How We Built a One-Command Health Check for Kubernetes Clusters

Publish date

July 31, 2025

Publish date

July 31, 2025

In fast-moving environments, it’s easy to assume Kubernetes is fine as long as workloads are running. But when real issues surface—like stale deployments, failed pods, or node reboots—assumptions break down quickly.

At Optimum Partners, we recently tackled this challenge in a single-node Kubernetes cluster running key observability components. The cluster was small, but the risk of invisible failure modes was real.

So we built something deceptively simple: a script.
One command. Full cluster visibility.
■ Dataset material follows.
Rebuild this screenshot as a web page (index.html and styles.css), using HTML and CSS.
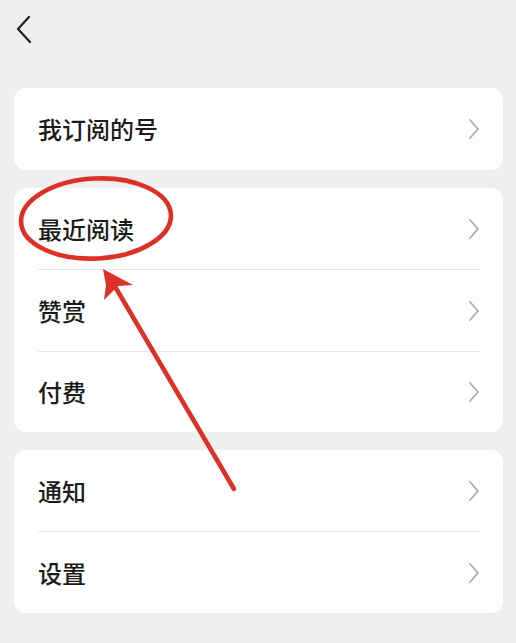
FILE: index.html
```html
<!DOCTYPE html>
<html lang="zh-CN">
<head>
<meta charset="utf-8">
<link rel="stylesheet" href="styles.css">
</head>
<body>
<div class="page">
  <header class="topbar">
    <svg class="back" width="20" height="30" viewBox="0 0 20 30"><polyline points="12,2 1,14 13,27" fill="none" stroke="#222" stroke-width="2.2" stroke-linecap="round" stroke-linejoin="round"/></svg>
  </header>
  <main class="content">
    <section class="card">
      <div class="row row-tall"><span class="label">我订阅的号</span><svg class="chev" width="12" height="20" viewBox="0 0 12 20"><polyline points="2,1 10,10 2,19" fill="none" stroke="#ababab" stroke-width="1.8" stroke-linecap="round" stroke-linejoin="round"/></svg></div>
    </section>
    <section class="card">
      <div class="row"><span class="label">最近阅读</span><svg class="chev" width="12" height="20" viewBox="0 0 12 20"><polyline points="2,1 10,10 2,19" fill="none" stroke="#ababab" stroke-width="1.8" stroke-linecap="round" stroke-linejoin="round"/></svg></div>
      <div class="sep"></div>
      <div class="row"><span class="label">赞赏</span><svg class="chev" width="12" height="20" viewBox="0 0 12 20"><polyline points="2,1 10,10 2,19" fill="none" stroke="#ababab" stroke-width="1.8" stroke-linecap="round" stroke-linejoin="round"/></svg></div>
      <div class="sep"></div>
      <div class="row row-short"><span class="label">付费</span><svg class="chev" width="12" height="20" viewBox="0 0 12 20"><polyline points="2,1 10,10 2,19" fill="none" stroke="#ababab" stroke-width="1.8" stroke-linecap="round" stroke-linejoin="round"/></svg></div>
    </section>
    <section class="card">
      <div class="row"><span class="label">通知</span><svg class="chev" width="12" height="20" viewBox="0 0 12 20"><polyline points="2,1 10,10 2,19" fill="none" stroke="#ababab" stroke-width="1.8" stroke-linecap="round" stroke-linejoin="round"/></svg></div>
      <div class="sep"></div>
      <div class="row"><span class="label">设置</span><svg class="chev" width="12" height="20" viewBox="0 0 12 20"><polyline points="2,1 10,10 2,19" fill="none" stroke="#ababab" stroke-width="1.8" stroke-linecap="round" stroke-linejoin="round"/></svg></div>
    </section>
  </main>
  <svg class="annot" width="516" height="643" viewBox="0 0 516 643">
    <ellipse cx="96" cy="218.5" rx="75" ry="40" fill="none" stroke="#dd3128" stroke-width="4.6" transform="rotate(-3 96 218.5)"/>
    <line x1="234" y1="489" x2="110" y2="278" stroke="#dd3128" stroke-width="4.5" stroke-linecap="round"/>
    <polygon points="103,269 133,285 118,286 104,300 106,285" fill="#dd3128"/>
  </svg>
</div>
</body>
</html>
```
FILE: styles.css
```css
html, body {
  margin: 0;
  padding: 0;
  background: #efefef;
}
.page {
  position: relative;
  width: 516px;
  height: 643px;
  overflow: hidden;
  font-family: "Noto Sans CJK SC", "Noto Sans", sans-serif;
  color: #1b1b1b;
}
.topbar {
  height: 60px;
  box-sizing: border-box;
  border-bottom: 1px solid #e9e9e9;
  display: flex;
  align-items: flex-start;
  padding: 15px 0 0 17px;
}
.back {
  display: block;
}
.content {
  padding: 28px 13px 0 14px;
  display: flex;
  flex-direction: column;
  gap: 18px;
}
.card {
  background: #fff;
  border-radius: 12px;
  overflow: hidden;
}
.row {
  height: 81px;
  display: flex;
  align-items: center;
  justify-content: space-between;
  padding: 0 23px 0 24px;
}
.row-tall {
  height: 82px;
}
.row-short {
  height: 80px;
}
.label {
  font-size: 24px;
  line-height: 1;
  font-weight: 500;
}
.chev {
  display: block;
}
.sep {
  height: 1px;
  background: #e6e6e6;
  margin: 0 23px 0 24px;
}
.annot {
  position: absolute;
  left: 0;
  top: 0;
  pointer-events: none;
}
```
Designed for humans.

Here’s what we learned.

The Visibility Gap in Kubernetes

Kubernetes gives you tools to see everything—but no default way to see it all at once.
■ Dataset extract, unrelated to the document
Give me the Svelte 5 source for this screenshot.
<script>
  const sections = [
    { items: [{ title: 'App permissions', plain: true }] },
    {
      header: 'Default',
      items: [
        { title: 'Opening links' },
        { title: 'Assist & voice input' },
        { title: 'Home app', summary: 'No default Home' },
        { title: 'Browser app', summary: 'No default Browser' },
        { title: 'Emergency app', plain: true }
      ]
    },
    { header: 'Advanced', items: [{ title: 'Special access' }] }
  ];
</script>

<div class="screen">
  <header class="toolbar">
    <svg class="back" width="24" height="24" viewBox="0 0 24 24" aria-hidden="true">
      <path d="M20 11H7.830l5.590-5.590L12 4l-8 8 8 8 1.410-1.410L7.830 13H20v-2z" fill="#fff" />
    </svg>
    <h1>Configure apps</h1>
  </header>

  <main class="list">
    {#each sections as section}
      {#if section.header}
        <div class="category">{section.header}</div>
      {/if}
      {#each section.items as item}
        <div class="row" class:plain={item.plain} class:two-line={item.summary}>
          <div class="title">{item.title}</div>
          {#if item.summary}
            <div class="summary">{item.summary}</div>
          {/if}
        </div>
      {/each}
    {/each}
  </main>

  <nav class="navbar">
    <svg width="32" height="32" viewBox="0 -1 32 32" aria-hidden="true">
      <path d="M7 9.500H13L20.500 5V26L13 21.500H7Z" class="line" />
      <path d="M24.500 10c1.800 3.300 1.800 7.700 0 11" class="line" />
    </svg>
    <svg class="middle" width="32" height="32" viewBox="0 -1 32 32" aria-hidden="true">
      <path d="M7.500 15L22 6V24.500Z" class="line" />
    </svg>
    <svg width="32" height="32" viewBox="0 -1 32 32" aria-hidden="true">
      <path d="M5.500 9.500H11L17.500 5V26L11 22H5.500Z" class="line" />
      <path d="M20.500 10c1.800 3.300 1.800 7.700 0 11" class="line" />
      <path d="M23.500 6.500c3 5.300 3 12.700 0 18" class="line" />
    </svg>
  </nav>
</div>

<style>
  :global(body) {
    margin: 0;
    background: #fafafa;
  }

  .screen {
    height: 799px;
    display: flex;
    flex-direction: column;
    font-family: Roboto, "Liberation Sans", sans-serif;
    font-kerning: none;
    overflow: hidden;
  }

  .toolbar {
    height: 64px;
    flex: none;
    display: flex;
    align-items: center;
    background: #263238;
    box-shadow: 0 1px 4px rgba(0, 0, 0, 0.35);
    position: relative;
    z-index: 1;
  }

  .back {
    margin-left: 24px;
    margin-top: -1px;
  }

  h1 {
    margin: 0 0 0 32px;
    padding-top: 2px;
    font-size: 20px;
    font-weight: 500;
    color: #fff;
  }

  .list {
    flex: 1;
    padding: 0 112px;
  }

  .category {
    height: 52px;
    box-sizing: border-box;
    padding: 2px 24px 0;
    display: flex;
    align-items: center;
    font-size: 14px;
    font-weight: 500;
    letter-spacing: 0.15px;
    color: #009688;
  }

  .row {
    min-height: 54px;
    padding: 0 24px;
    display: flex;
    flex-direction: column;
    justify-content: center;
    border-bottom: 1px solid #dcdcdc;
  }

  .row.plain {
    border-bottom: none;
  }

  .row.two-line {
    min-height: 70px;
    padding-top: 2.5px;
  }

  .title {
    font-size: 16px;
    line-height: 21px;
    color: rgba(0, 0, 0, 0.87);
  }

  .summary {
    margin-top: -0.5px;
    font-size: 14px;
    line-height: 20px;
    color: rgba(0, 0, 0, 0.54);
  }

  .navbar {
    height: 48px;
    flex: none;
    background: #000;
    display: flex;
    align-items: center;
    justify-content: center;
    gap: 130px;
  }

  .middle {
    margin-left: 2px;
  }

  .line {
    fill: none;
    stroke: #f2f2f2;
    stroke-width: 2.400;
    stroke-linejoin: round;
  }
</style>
In our setup, developers and support staff needed fast answers to common questions:

Which pods are down or in error state?
Are services up across all namespaces?
Has the node rebooted recently?
Are there deprecated resources we missed?

Without dashboards or external tools, that meant jumping between kubectl commands, grepping outputs, and manually correlating data.

We wanted to compress all of that into one clean interface—with context.

What We Built: A Fast, Readable Health Snapshot

We created a Bash script that combines standard kubectl queries with process-level insight from the host node.

The script delivers a live cluster snapshot with:

✅ Verified kubectl connectivity
🧠 Node uptime, version, and readiness
📦 Status of all deployments, pods, services, PVCs, and custom resources
🌐 Ingress configurations
🗂 Recent events across namespaces (last 20–50)
💾 Optional save-to-file with timestamped logs for RCA or audit

Each section is color-coded and well-formatted for scanning large outputs during incident triage.

Technical Highlights

We kept it minimal—but powerful:

Used kubectl get + JSONPath to iterate through namespaces and resource types
Pulled node uptime using systemctl show -p ActiveEnterTimestamp kubelet via SSH
Displayed and optionally saved output using tee
Structured the report using temporary files for clean export

No dependencies. No dashboards.
Just structured shell scripting with discipline.

What Changed: Real Outcomes, Not Just Outputs

This wasn’t about better visuals—it was about better operational control. Here’s what improved:

🚀 Faster Triage

Teams can now run one command during incidents and immediately see degraded states, stale resources, or recent restarts.

🙌 Team Autonomy

Developers no longer need DevOps help to validate cluster health. They run checks themselves before escalating.

🕵️ Snapshot-Based RCA

Saved reports act as timestamped snapshots—useful for retrospective analysis, incident reviews, or internal audits.

🔄 Context Around Restarts

By surfacing node start time, we quickly correlate incidents with reboots or kernel-level changes.

Key Takeaways

Visibility scales with clarity, not just tooling. Even single-node clusters benefit from structured health checks.
Command-line output can be just as operational as a dashboard—when it’s clean, contextual, and shareable.
Simple tooling frees up DevOps bandwidth and empowers developers to act faster.

This script isn’t a monitoring replacement—it’s a visibility multiplier.

In high-velocity environments, that’s often the edge that matters most.